_Job_. Please retype the data in full and exactly; the pictures are not part of the copy.

_Given information_.
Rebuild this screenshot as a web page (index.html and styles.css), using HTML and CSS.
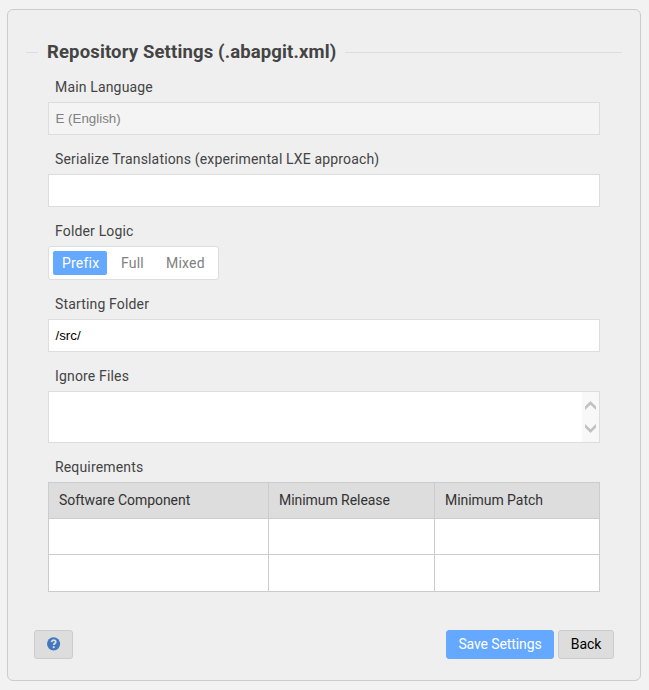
FILE: index.html
```html
<!DOCTYPE html>
<html lang="en">
<head>
<meta charset="utf-8">
<title>Repository Settings</title>
<link rel="stylesheet" href="styles.css">
</head>
<body>
<form class="dialog">
  <h1 class="legend"><span class="legend-text">Repository Settings (.abapgit.xml)</span></h1>
  <div class="fields">
    <div class="field">
      <label class="label">Main Language</label>
      <div class="input disabled">E (English)</div>
    </div>
    <div class="field">
      <label class="label">Serialize Translations (experimental LXE approach)</label>
      <div class="input"></div>
    </div>
    <div class="field">
      <label class="label">Folder Logic</label>
      <div class="radio">
        <span class="option selected">Prefix</span>
        <span class="option full">Full</span>
        <span class="option mixed">Mixed</span>
      </div>
    </div>
    <div class="field">
      <label class="label">Starting Folder</label>
      <div class="input">/src/</div>
    </div>
    <div class="field">
      <label class="label">Ignore Files</label>
      <div class="textarea">
        <div class="scrollbar">
          <svg width="11" height="9" viewBox="0 0 11 9"><path d="M0 5.5 5.5 0 11 5.5V9L5.5 3.8 0 9z"/></svg>
          <svg width="11" height="9" viewBox="0 0 11 9"><path d="M0 3.5 5.5 9 11 3.5V0L5.5 5.2 0 0z"/></svg>
        </div>
      </div>
    </div>
    <div class="field">
      <label class="label">Requirements</label>
      <div class="table">
        <div class="cell head">Software Component</div><div class="cell head">Minimum Release</div><div class="cell head">Minimum Patch</div>
        <div class="cell"></div><div class="cell"></div><div class="cell"></div>
        <div class="cell"></div><div class="cell"></div><div class="cell"></div>
      </div>
    </div>
  </div>
  <div class="actions">
    <div class="button help">
      <svg width="14" height="14" viewBox="0 0 14 14"><circle cx="6.6" cy="6.8" r="6.6" fill="#4078c0"/><path d="M4.5 5.1C4.8 3.6 5.6 3.2 6.6 3.2c1.2 0 2.1.7 2.1 1.8C8.7 6.5 6.7 6.4 6.7 8.1" fill="none" stroke="#ddd" stroke-width="1.8"/><circle cx="6.7" cy="10.2" r="1.1" fill="#ddd"/></svg>
    </div>
    <div class="button save">Save Settings</div>
    <div class="button back">Back</div>
  </div>
</form>
</body>
</html>
```
FILE: styles.css
```css
* {
  box-sizing: border-box;
}

body {
  margin: 0;
  padding: 9px 8px 9px 7px;
  background: #f2f2f2;
  color: #444;
  font: 400 14px/20px Roboto, sans-serif;
}

.dialog {
  height: 672px;
  padding: 30px 18px 0;
  border: 1px solid #ccc;
  border-radius: 6px;
  background: #efefef;
}

.legend {
  display: flex;
  align-items: center;
  gap: 9px;
  height: 24px;
  margin: 0;
  font-size: 18.5px;
  font-weight: 700;
  line-height: 24px;
  white-space: nowrap;
}

.legend::before,
.legend::after {
  content: "";
  height: 1px;
  background: #ddd;
}

.legend::before {
  width: 12px;
}

.legend::after {
  flex: 1;
}

.legend-text {
  width: 289px;
  letter-spacing: 0.14px;
}

.fields {
  display: flex;
  flex-direction: column;
  gap: 14px;
  width: 552px;
  margin: 13px 0 0 22px;
}

.label {
  display: block;
  height: 25px;
  padding-left: 7px;
  line-height: 21px;
  letter-spacing: 0.16px;
}

.input {
  height: 33px;
  padding-left: 6.5px;
  border: 1px solid #ddd;
  background: #fff;
  color: #000;
  font: 13.33px/31px "Liberation Sans", sans-serif;
}

.disabled {
  background: #f4f4f4;
  color: #808080;
}

.radio {
  display: flex;
  width: 171px;
  height: 34px;
  padding: 4px;
  border: 1px solid #ddd;
  border-radius: 3px;
  background: #fff;
}

.option {
  height: 24px;
  padding-left: 9px;
  border-radius: 2px;
  color: #808080;
  line-height: 25px;
  letter-spacing: 0.2px;
}

.selected {
  width: 54px;
  background: #64a8ff;
  color: #fff;
}

.full {
  width: 50px;
  padding-left: 14px;
}

.textarea {
  display: flex;
  justify-content: flex-end;
  height: 52px;
  border: 1px solid #ddd;
  background: #fff;
}

.scrollbar {
  display: flex;
  flex-direction: column;
  align-items: center;
  justify-content: space-between;
  width: 17px;
  padding: 9px 0;
  background: #f8f8f8;
  fill: #c1c1c1;
}

.table {
  display: grid;
  grid-template-columns: 219px 165px 164px;
  grid-template-rows: 35px 35px 36px;
  gap: 1px;
  padding: 1px;
  background: #ccc;
}

.cell {
  padding-left: 10px;
  background: #fff;
}

.head {
  background: #ddd;
  color: #333;
  line-height: 35px;
  letter-spacing: -0.05px;
}

.actions {
  display: flex;
  gap: 4px;
  margin: 38px 8px 0;
}

.button {
  display: flex;
  align-items: center;
  justify-content: center;
  height: 29px;
  padding-bottom: 2px;
  border: 1px solid #ccc;
  border-radius: 3px;
  background: #ddd;
  color: #000;
  letter-spacing: -0.1px;
}

.help {
  width: 39px;
  margin-right: auto;
}

.save {
  width: 108px;
  border-color: #64a8ff;
  background: #64a8ff;
  color: #fff;
}

.back {
  width: 56px;
}
```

_Solved problem_.
Rebuild this screenshot as a web page (index.html and styles.css), using HTML and CSS.
FILE: index.html
```html
<!DOCTYPE html>
<html lang="en">
<head>
<meta charset="utf-8">
<title>Repository Settings</title>
<link rel="stylesheet" href="styles.css">
</head>
<body>
<form class="dialog">
  <h1 class="legend"><span class="legend-text">Repository Settings (.abapgit.xml)</span></h1>
  <div class="fields">
    <div class="field">
      <label class="label">Main Language</label>
      <div class="input disabled">E (English)</div>
    </div>
    <div class="field">
      <label class="label">Serialize Translations (experimental LXE approach)</label>
      <div class="input"></div>
    </div>
    <div class="field">
      <label class="label">Folder Logic</label>
      <div class="radio">
        <span class="option selected">Prefix</span>
        <span class="option full">Full</span>
        <span class="option mixed">Mixed</span>
      </div>
    </div>
    <div class="field">
      <label class="label">Starting Folder</label>
      <div class="input">/src/</div>
    </div>
    <div class="field">
      <label class="label">Ignore Files</label>
      <div class="textarea">
        <div class="scrollbar">
          <svg width="11" height="9" viewBox="0 0 11 9"><path d="M0 5.5 5.5 0 11 5.5V9L5.5 3.8 0 9z"/></svg>
          <svg width="11" height="9" viewBox="0 0 11 9"><path d="M0 3.5 5.5 9 11 3.5V0L5.5 5.2 0 0z"/></svg>
        </div>
      </div>
    </div>
    <div class="field">
      <label class="label">Requirements</label>
      <div class="table">
        <div class="cell head">Software Component</div><div class="cell head">Minimum Release</div><div class="cell head">Minimum Patch</div>
        <div class="cell"></div><div class="cell"></div><div class="cell"></div>
        <div class="cell"></div><div class="cell"></div><div class="cell"></div>
      </div>
    </div>
  </div>
  <div class="actions">
    <div class="button help">
      <svg width="14" height="14" viewBox="0 0 14 14"><circle cx="6.6" cy="6.8" r="6.6" fill="#4078c0"/><path d="M4.5 5.1C4.8 3.6 5.6 3.2 6.6 3.2c1.2 0 2.1.7 2.1 1.8C8.7 6.5 6.7 6.4 6.7 8.1" fill="none" stroke="#ddd" stroke-width="1.8"/><circle cx="6.7" cy="10.2" r="1.1" fill="#ddd"/></svg>
    </div>
    <div class="button save">Save Settings</div>
    <div class="button back">Back</div>
  </div>
</form>
</body>
</html>
```
FILE: styles.css
```css
* {
  box-sizing: border-box;
}

body {
  margin: 0;
  padding: 9px 8px 9px 7px;
  background: #f2f2f2;
  color: #444;
  font: 400 14px/20px Roboto, sans-serif;
}

.dialog {
  height: 672px;
  padding: 30px 18px 0;
  border: 1px solid #ccc;
  border-radius: 6px;
  background: #efefef;
}

.legend {
  display: flex;
  align-items: center;
  gap: 9px;
  height: 24px;
  margin: 0;
  font-size: 18.5px;
  font-weight: 700;
  line-height: 24px;
  white-space: nowrap;
}

.legend::before,
.legend::after {
  content: "";
  height: 1px;
  background: #ddd;
}

.legend::before {
  width: 12px;
}

.legend::after {
  flex: 1;
}

.legend-text {
  width: 289px;
  letter-spacing: 0.14px;
}

.fields {
  display: flex;
  flex-direction: column;
  gap: 14px;
  width: 552px;
  margin: 13px 0 0 22px;
}

.label {
  display: block;
  height: 25px;
  padding-left: 7px;
  line-height: 21px;
  letter-spacing: 0.16px;
}

.input {
  height: 33px;
  padding-left: 6.5px;
  border: 1px solid #ddd;
  background: #fff;
  color: #000;
  font: 13.33px/31px "Liberation Sans", sans-serif;
}

.disabled {
  background: #f4f4f4;
  color: #808080;
}

.radio {
  display: flex;
  width: 171px;
  height: 34px;
  padding: 4px;
  border: 1px solid #ddd;
  border-radius: 3px;
  background: #fff;
}

.option {
  height: 24px;
  padding-left: 9px;
  border-radius: 2px;
  color: #808080;
  line-height: 25px;
  letter-spacing: 0.2px;
}

.selected {
  width: 54px;
  background: #64a8ff;
  color: #fff;
}

.full {
  width: 50px;
  padding-left: 14px;
}

.textarea {
  display: flex;
  justify-content: flex-end;
  height: 52px;
  border: 1px solid #ddd;
  background: #fff;
}

.scrollbar {
  display: flex;
  flex-direction: column;
  align-items: center;
  justify-content: space-between;
  width: 17px;
  padding: 9px 0;
  background: #f8f8f8;
  fill: #c1c1c1;
}

.table {
  display: grid;
  grid-template-columns: 219px 165px 164px;
  grid-template-rows: 35px 35px 36px;
  gap: 1px;
  padding: 1px;
  background: #ccc;
}

.cell {
  padding-left: 10px;
  background: #fff;
}

.head {
  background: #ddd;
  color: #333;
  line-height: 35px;
  letter-spacing: -0.05px;
}

.actions {
  display: flex;
  gap: 4px;
  margin: 38px 8px 0;
}

.button {
  display: flex;
  align-items: center;
  justify-content: center;
  height: 29px;
  padding-bottom: 2px;
  border: 1px solid #ccc;
  border-radius: 3px;
  background: #ddd;
  color: #000;
  letter-spacing: -0.1px;
}

.help {
  width: 39px;
  margin-right: auto;
}

.save {
  width: 108px;
  border-color: #64a8ff;
  background: #64a8ff;
  color: #fff;
}

.back {
  width: 56px;
}
```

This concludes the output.